Hydrothermal routes to prepare nanocrystalline mesoporous SnO2 having high thermal stability

Shinobu Fujihara; Takahiro Maeda; Hirotoshi Ohgi; Eiji Hosono; Hiroaki Imai; Sae-Hoon Kim

doi:10.1021/la0493060

Hydrothermal routes to prepare nanocrystalline mesoporous SnO2 having high thermal stability

Langmuir. 2004 Jul 20;20(15):6476-81. doi: 10.1021/la0493060.

Authors

Shinobu Fujihara¹, Takahiro Maeda, Hirotoshi Ohgi, Eiji Hosono, Hiroaki Imai, Sae-Hoon Kim

Affiliation

¹ Department of Applied Chemistry, Faculty of Science and Technology, Keio University, 3-14-1 Hiyoshi, Kohoku-ku, Yokohama 223-8522, Japan. shinobu@applc.keio.ac.jp

PMID: 15248739
DOI: 10.1021/la0493060

Abstract

We report simple hydrothermal routes to prepare thermally stable SnO2 particles having high specific surface areas and mesoporosity.
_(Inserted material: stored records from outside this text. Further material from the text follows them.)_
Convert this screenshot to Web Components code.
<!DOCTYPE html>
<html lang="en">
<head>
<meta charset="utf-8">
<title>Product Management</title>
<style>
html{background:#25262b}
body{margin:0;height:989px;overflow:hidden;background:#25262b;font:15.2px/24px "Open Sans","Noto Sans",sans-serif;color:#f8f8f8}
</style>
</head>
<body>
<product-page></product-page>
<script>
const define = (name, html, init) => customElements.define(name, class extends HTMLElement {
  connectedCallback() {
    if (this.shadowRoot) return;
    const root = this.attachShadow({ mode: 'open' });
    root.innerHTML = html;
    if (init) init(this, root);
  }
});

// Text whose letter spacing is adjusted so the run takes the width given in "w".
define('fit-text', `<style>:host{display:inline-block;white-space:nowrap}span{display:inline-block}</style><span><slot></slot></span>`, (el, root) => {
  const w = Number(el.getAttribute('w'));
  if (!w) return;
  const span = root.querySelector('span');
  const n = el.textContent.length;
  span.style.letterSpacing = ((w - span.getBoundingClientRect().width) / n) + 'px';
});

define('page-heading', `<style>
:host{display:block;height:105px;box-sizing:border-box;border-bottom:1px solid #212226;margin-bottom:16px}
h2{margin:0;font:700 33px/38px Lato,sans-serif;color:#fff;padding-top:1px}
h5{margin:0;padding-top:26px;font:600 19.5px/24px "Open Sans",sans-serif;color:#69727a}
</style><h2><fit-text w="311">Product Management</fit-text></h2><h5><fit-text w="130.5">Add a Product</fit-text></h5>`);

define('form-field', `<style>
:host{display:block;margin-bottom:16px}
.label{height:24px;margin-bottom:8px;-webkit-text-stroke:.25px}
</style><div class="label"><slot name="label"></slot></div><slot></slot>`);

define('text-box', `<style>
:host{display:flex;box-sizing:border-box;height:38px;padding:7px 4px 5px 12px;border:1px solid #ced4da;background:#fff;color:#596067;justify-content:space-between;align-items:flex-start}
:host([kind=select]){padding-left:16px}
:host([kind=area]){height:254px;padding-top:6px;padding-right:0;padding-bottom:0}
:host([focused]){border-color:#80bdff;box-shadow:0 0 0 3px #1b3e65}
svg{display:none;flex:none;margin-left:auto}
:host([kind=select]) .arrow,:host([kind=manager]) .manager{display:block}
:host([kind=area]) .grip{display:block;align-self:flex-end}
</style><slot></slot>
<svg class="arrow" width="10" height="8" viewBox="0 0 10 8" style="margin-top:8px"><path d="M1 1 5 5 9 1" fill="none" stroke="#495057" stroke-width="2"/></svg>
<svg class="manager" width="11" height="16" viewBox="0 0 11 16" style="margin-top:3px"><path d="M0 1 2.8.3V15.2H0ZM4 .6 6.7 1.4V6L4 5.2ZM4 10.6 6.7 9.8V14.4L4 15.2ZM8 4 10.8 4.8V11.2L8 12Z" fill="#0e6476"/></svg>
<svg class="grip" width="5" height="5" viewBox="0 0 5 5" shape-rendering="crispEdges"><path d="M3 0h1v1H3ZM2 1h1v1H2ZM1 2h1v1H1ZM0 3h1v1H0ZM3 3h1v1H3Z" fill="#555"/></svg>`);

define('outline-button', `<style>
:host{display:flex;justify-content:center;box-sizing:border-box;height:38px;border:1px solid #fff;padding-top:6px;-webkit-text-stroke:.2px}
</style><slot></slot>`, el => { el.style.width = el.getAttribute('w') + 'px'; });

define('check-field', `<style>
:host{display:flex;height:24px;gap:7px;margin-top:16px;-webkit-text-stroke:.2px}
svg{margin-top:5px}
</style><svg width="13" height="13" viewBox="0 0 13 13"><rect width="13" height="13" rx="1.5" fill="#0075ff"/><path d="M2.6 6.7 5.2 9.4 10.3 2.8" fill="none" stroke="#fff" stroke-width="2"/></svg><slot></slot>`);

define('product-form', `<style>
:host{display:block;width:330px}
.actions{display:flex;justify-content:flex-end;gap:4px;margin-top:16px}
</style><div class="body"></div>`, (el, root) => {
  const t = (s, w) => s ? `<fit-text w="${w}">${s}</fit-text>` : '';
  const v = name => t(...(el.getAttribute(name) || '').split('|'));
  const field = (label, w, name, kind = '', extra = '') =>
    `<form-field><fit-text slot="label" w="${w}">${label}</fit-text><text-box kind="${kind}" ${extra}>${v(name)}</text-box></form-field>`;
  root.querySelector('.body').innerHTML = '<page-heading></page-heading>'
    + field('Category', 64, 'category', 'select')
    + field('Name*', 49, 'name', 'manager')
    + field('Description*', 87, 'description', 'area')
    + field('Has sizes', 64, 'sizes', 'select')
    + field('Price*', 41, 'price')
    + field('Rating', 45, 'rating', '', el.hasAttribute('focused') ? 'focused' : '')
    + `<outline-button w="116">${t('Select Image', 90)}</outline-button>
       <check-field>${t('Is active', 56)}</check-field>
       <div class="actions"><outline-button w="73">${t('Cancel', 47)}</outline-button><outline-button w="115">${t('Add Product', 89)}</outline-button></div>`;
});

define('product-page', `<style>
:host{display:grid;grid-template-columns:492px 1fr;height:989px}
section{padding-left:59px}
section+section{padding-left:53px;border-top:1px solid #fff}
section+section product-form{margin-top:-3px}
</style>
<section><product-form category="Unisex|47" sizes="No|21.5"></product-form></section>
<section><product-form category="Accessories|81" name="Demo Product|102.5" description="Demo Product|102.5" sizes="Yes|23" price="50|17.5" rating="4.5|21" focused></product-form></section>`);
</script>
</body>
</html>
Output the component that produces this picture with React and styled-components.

The preparation method includes a new combination of synthetic processes: hydrolysis of tin(IV) chloride at 95 degrees C in the absence of alkaline solutions (aqueous NH3 or NaOH), formation of nanocrystalline SnO2, and subsequent hydrothermal treatments at temperatures between 100 and 200 degrees C. After annealing treatments of the hydrothermally treated SnO2 particles at 400 or 500 degrees C, their crystallite sizes remained smaller than 7.7 nm and their specific surface areas were still higher than 110 m2/g, indicative of the high thermal stability against particle growth and sintering. Furthermore, mesoporosity evolved with a relatively narrow pore size distribution typically in the range of 3.0-4.3 nm. The effects of the hydrothermal treatment were explained by uniformization of the particle size that was beneficial to the suppression of particle growth.